Task prompt -
Locate all lines in the data below that hold "components" and show them.

Given information -

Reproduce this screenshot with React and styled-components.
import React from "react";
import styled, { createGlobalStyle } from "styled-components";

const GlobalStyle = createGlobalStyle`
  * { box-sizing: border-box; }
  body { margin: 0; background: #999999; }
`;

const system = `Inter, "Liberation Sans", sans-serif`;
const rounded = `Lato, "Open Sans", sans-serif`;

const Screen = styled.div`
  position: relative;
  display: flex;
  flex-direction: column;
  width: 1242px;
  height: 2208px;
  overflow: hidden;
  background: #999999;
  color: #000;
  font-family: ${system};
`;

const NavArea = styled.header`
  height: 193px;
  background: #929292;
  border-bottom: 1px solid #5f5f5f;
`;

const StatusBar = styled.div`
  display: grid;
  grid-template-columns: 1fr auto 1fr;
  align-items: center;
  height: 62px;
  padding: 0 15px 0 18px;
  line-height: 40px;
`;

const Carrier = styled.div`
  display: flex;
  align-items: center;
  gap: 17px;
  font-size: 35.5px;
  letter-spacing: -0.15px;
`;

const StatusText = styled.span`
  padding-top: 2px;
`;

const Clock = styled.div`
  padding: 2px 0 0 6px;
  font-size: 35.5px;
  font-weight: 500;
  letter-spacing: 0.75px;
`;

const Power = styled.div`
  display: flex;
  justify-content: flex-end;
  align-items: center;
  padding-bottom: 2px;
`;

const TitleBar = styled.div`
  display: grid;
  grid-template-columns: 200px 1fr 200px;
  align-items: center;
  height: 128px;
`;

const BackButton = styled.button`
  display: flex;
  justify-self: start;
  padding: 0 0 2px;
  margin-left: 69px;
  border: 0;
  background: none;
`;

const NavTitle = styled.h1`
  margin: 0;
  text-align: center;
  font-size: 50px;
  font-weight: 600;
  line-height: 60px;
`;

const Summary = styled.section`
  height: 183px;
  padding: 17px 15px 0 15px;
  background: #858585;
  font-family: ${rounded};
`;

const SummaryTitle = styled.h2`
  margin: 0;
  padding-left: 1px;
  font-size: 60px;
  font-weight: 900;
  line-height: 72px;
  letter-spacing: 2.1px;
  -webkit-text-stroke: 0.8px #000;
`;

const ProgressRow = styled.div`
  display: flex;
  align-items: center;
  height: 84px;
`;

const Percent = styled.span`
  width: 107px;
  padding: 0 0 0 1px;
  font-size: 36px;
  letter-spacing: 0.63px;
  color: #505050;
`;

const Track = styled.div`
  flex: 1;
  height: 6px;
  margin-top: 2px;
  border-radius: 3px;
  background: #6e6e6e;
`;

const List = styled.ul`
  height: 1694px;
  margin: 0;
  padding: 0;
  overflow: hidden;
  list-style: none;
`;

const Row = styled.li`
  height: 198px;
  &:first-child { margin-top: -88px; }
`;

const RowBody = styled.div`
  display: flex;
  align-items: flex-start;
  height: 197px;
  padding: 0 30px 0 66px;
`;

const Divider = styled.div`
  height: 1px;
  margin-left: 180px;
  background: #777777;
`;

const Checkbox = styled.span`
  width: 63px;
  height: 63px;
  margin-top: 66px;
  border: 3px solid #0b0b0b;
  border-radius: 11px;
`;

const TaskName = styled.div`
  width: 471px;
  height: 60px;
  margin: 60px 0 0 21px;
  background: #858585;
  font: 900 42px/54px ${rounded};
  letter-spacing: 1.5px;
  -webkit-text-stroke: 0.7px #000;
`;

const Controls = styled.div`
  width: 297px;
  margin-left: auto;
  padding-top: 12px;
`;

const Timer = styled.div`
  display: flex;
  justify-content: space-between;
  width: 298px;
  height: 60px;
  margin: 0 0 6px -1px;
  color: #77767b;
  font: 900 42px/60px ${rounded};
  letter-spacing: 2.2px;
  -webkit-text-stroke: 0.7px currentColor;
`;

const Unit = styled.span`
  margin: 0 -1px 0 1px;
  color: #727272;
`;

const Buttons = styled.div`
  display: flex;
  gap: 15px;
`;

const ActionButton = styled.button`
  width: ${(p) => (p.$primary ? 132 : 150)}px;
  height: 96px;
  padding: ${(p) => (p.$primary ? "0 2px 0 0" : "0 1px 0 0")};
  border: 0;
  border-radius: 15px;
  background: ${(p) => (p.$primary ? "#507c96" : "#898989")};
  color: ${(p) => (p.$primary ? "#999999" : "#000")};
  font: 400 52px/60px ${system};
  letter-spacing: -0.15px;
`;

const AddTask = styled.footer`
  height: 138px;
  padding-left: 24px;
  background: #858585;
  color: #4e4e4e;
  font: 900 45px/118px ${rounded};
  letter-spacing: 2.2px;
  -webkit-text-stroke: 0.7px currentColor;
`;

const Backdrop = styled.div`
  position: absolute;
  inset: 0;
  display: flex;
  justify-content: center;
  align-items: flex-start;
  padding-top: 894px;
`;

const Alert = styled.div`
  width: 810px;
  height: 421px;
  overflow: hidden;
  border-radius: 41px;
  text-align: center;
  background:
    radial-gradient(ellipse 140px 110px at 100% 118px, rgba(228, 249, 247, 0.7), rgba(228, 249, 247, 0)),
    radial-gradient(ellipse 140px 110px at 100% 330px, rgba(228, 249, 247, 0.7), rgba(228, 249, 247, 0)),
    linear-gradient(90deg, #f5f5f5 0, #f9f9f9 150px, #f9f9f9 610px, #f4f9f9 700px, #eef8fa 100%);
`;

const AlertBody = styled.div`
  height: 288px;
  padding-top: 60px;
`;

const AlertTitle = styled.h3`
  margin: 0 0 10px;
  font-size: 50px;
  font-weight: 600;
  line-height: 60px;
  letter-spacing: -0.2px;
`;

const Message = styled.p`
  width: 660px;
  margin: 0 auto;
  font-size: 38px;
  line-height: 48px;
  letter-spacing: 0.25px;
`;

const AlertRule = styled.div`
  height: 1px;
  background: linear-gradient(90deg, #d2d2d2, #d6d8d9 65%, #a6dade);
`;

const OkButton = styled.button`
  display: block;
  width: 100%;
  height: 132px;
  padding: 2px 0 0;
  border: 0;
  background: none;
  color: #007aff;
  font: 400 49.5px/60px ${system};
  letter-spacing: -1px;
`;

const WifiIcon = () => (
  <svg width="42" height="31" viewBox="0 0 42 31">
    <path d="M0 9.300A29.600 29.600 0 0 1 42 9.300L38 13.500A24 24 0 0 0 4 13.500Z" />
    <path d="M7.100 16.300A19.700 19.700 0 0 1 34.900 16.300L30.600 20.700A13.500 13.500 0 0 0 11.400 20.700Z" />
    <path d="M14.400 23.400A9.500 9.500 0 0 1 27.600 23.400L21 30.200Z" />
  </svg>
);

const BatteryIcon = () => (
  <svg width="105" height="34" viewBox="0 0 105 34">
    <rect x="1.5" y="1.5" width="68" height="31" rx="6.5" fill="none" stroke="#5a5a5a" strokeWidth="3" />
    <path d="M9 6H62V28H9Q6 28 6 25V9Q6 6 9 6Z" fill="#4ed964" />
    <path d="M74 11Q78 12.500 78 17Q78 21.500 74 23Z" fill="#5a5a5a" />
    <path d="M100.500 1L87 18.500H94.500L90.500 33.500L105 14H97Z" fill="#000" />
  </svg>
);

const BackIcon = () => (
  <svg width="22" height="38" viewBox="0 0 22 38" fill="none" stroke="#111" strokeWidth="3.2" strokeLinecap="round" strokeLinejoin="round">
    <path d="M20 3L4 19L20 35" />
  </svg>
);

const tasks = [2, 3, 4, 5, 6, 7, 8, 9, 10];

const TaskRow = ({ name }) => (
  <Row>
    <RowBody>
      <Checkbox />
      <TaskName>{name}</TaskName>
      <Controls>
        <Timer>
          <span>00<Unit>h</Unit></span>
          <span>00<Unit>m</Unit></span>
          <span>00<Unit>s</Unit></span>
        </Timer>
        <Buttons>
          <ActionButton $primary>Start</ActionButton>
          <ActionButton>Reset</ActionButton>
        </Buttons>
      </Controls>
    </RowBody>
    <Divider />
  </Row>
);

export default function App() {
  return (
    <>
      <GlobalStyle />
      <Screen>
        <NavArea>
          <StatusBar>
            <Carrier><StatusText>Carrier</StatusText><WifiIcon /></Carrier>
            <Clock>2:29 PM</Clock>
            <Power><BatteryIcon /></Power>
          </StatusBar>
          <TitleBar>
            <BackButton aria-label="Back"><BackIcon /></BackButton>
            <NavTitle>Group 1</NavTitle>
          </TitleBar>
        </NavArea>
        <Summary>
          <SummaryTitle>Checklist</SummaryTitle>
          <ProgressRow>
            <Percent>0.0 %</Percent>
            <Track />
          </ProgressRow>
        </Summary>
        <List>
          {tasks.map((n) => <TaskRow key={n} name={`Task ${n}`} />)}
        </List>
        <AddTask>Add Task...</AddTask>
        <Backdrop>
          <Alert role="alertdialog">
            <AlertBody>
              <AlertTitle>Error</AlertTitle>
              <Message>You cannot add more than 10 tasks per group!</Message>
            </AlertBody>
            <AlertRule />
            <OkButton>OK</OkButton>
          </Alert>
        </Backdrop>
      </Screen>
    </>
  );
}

The output -
Reproduce this screenshot with React and styled-components.
import styled, { createGlobalStyle } from "styled-components";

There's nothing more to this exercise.